-------- RECORDS FOR THE TASK

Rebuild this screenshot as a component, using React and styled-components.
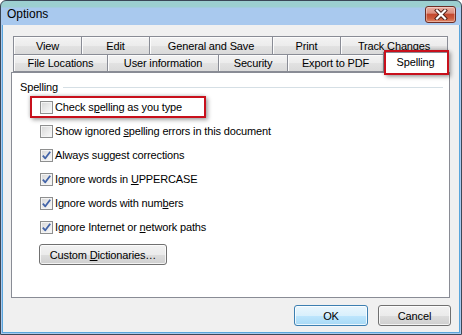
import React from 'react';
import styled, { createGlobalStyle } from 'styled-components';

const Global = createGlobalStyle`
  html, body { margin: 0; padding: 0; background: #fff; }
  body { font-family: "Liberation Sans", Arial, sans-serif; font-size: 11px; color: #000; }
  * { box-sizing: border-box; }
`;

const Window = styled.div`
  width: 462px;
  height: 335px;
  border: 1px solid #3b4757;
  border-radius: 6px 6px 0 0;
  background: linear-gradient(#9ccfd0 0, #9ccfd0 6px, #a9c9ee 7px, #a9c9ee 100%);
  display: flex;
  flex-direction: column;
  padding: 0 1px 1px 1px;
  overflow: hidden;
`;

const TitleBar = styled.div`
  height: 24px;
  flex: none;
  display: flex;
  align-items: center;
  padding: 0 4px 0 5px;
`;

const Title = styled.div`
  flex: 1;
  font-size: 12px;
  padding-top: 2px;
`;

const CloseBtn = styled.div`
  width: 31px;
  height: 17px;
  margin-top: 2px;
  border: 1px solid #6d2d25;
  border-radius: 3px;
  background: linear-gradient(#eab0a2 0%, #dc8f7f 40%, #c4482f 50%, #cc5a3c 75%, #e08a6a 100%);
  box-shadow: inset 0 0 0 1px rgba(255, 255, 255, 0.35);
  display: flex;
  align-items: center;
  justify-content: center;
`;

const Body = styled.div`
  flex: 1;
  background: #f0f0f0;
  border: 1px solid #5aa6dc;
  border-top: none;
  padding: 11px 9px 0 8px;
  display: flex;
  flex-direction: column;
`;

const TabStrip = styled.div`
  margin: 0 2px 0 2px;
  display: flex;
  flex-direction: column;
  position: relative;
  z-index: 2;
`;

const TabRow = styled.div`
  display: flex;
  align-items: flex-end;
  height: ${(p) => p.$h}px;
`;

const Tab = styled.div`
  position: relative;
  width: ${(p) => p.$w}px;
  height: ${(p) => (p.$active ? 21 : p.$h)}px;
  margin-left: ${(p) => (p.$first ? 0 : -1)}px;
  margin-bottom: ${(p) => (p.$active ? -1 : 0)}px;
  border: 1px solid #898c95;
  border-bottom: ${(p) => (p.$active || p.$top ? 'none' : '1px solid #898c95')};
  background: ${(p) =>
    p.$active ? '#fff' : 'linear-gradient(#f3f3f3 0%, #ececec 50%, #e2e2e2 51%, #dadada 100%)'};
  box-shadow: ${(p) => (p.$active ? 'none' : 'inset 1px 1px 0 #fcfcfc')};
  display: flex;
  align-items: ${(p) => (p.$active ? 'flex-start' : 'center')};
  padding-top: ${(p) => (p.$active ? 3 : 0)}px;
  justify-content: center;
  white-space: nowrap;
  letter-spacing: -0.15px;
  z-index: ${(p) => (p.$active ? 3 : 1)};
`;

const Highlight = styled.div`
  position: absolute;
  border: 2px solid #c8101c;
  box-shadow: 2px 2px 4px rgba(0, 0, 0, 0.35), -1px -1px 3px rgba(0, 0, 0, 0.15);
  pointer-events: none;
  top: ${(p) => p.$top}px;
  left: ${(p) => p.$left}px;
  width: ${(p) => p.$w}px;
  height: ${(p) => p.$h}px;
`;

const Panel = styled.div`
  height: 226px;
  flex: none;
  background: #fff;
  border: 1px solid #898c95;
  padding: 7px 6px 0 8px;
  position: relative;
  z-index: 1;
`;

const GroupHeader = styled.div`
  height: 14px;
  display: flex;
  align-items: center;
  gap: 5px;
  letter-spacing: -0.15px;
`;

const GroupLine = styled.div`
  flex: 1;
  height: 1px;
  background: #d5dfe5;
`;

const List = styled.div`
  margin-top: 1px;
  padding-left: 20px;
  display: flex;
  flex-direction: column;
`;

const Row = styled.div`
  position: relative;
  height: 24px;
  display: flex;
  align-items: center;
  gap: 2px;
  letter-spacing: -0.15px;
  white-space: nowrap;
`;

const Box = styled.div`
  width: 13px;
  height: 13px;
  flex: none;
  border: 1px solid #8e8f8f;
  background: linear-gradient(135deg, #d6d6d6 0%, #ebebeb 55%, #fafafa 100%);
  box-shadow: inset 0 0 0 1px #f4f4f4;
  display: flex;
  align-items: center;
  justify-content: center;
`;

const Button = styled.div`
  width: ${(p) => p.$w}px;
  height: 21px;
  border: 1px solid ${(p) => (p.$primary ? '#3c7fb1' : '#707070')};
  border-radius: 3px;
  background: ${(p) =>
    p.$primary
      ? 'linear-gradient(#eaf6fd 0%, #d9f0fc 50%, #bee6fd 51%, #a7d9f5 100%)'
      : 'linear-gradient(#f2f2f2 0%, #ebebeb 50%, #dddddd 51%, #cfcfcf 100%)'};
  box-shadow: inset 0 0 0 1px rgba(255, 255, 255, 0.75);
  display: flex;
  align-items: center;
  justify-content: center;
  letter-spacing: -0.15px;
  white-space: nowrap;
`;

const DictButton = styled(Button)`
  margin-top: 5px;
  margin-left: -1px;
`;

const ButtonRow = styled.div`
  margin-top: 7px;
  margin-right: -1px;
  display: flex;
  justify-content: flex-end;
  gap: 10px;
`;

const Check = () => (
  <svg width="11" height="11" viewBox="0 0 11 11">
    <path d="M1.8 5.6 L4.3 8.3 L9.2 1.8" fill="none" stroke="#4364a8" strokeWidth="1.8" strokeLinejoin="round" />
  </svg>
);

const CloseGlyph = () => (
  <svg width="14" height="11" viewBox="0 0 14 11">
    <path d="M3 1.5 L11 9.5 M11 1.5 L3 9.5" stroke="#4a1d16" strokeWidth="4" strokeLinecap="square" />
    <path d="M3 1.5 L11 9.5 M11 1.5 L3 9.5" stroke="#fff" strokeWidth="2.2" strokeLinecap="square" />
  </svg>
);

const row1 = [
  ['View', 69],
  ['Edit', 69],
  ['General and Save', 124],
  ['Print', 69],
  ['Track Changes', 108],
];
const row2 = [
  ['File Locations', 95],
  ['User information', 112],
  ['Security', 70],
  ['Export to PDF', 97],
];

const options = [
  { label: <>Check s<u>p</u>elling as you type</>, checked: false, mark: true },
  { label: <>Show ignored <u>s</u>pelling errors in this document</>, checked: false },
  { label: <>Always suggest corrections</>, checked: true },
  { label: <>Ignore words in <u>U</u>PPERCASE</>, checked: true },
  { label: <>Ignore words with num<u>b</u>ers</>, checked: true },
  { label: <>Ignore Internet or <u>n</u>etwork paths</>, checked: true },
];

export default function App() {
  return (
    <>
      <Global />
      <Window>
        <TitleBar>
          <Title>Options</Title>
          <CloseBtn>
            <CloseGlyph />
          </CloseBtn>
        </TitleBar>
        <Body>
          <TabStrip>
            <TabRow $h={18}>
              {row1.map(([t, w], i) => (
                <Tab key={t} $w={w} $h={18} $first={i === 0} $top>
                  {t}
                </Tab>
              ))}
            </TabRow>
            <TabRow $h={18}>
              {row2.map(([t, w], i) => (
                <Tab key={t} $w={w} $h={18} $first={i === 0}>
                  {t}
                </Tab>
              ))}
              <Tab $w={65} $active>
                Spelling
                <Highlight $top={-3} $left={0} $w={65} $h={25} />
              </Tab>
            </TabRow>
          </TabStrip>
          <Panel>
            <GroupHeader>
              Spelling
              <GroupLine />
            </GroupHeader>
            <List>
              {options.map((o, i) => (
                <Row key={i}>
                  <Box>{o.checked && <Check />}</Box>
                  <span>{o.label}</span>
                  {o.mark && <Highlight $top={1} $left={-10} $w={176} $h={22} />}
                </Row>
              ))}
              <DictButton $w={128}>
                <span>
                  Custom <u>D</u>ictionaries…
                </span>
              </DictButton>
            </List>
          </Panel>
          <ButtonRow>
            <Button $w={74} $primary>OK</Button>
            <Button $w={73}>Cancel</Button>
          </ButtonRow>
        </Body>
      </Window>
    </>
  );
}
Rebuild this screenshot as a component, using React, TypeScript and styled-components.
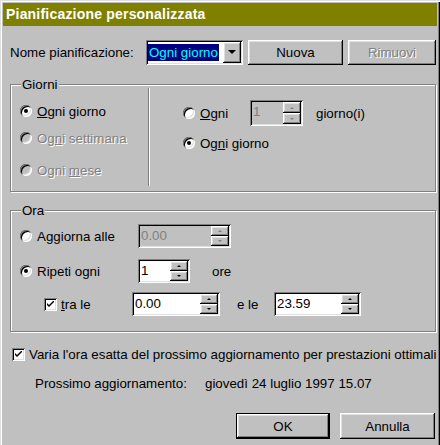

----------------

WRITTEN TASK
Select all lines in the listing that include the word "React".

ANSWER TO THE TASK
Rebuild this screenshot as a component, using React and styled-components.
import React from 'react';
Rebuild this screenshot as a component, using React, TypeScript and styled-components.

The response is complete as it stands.